Work instructions: Copy the data below exactly, omitting any picture it contains.
_ _ _
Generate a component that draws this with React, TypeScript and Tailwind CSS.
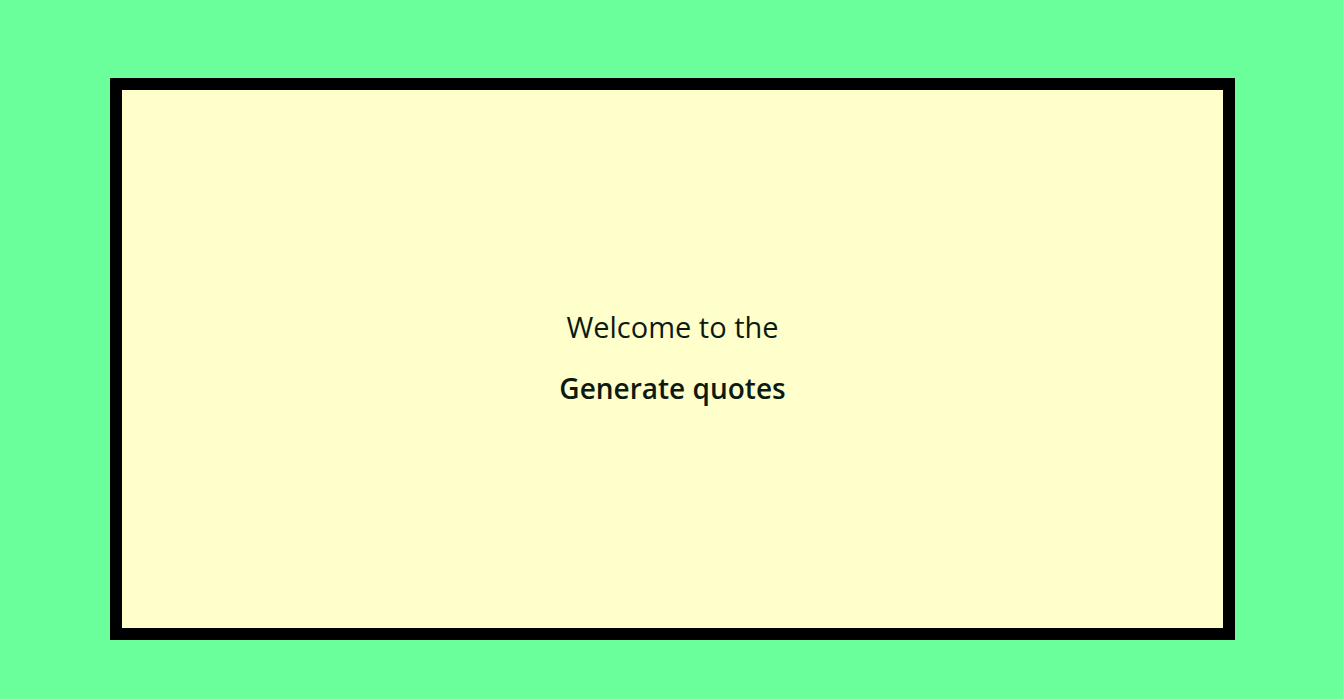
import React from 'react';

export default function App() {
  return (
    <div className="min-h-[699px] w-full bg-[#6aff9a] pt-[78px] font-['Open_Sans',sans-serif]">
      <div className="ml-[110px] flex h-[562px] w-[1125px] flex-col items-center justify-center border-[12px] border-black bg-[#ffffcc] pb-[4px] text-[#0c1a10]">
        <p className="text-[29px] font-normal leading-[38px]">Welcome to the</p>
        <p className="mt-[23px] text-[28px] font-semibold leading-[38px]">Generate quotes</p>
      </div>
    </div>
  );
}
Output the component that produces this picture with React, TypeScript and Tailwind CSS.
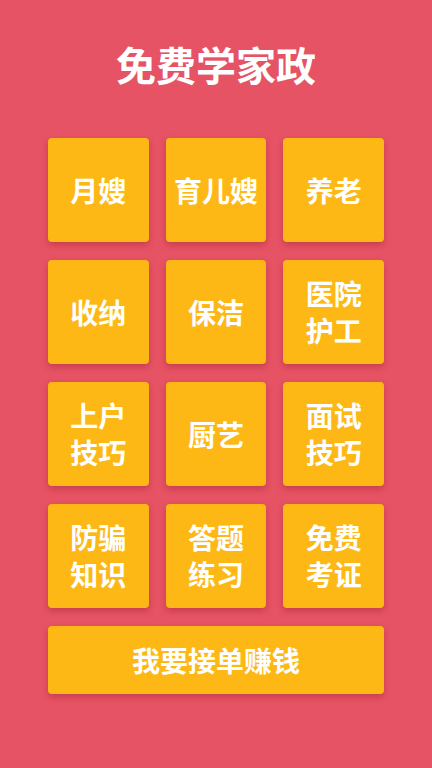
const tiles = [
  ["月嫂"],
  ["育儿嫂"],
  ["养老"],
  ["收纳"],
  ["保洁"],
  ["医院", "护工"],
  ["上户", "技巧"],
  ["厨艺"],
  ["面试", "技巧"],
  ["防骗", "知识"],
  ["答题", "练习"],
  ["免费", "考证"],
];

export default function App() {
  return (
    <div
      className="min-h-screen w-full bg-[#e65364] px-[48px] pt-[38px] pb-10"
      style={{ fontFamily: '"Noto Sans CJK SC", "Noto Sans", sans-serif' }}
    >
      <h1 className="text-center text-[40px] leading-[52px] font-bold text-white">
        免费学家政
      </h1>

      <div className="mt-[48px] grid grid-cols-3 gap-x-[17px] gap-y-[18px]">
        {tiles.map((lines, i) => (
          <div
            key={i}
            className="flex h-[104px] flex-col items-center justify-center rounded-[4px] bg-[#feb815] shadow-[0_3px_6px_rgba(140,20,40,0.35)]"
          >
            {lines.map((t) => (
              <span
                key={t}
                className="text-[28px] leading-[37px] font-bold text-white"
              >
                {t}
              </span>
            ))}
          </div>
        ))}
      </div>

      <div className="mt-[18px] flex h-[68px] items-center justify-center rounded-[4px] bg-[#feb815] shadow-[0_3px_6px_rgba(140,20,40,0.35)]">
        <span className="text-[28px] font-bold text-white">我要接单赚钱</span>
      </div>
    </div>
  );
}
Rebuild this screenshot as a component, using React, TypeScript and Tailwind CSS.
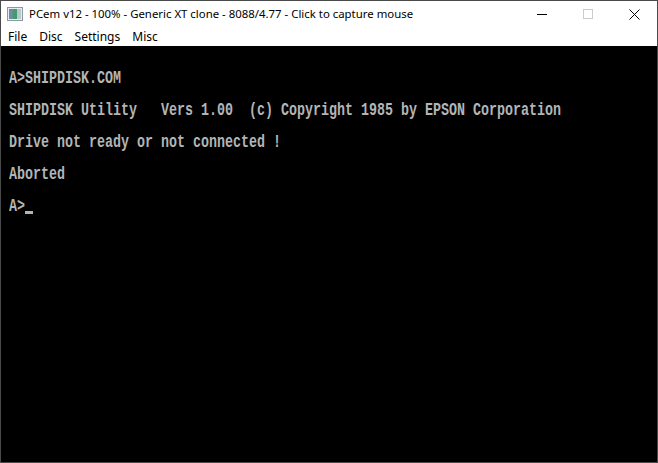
_ _ _
Completed exercise:
Generate a component that draws this with React, TypeScript and Tailwind CSS.
import React from 'react';

export default function App() {
  return (
    <div className="min-h-[699px] w-full bg-[#6aff9a] pt-[78px] font-['Open_Sans',sans-serif]">
      <div className="ml-[110px] flex h-[562px] w-[1125px] flex-col items-center justify-center border-[12px] border-black bg-[#ffffcc] pb-[4px] text-[#0c1a10]">
        <p className="text-[29px] font-normal leading-[38px]">Welcome to the</p>
        <p className="mt-[23px] text-[28px] font-semibold leading-[38px]">Generate quotes</p>
      </div>
    </div>
  );
}
Output the component that produces this picture with React, TypeScript and Tailwind CSS.
const tiles = [
  ["月嫂"],
  ["育儿嫂"],
  ["养老"],
  ["收纳"],
  ["保洁"],
  ["医院", "护工"],
  ["上户", "技巧"],
  ["厨艺"],
  ["面试", "技巧"],
  ["防骗", "知识"],
  ["答题", "练习"],
  ["免费", "考证"],
];

export default function App() {
  return (
    <div
      className="min-h-screen w-full bg-[#e65364] px-[48px] pt-[38px] pb-10"
      style={{ fontFamily: '"Noto Sans CJK SC", "Noto Sans", sans-serif' }}
    >
      <h1 className="text-center text-[40px] leading-[52px] font-bold text-white">
        免费学家政
      </h1>

      <div className="mt-[48px] grid grid-cols-3 gap-x-[17px] gap-y-[18px]">
        {tiles.map((lines, i) => (
          <div
            key={i}
            className="flex h-[104px] flex-col items-center justify-center rounded-[4px] bg-[#feb815] shadow-[0_3px_6px_rgba(140,20,40,0.35)]"
          >
            {lines.map((t) => (
              <span
                key={t}
                className="text-[28px] leading-[37px] font-bold text-white"
              >
                {t}
              </span>
            ))}
          </div>
        ))}
      </div>

      <div className="mt-[18px] flex h-[68px] items-center justify-center rounded-[4px] bg-[#feb815] shadow-[0_3px_6px_rgba(140,20,40,0.35)]">
        <span className="text-[28px] font-bold text-white">我要接单赚钱</span>
      </div>
    </div>
  );
}
Rebuild this screenshot as a component, using React, TypeScript and Tailwind CSS.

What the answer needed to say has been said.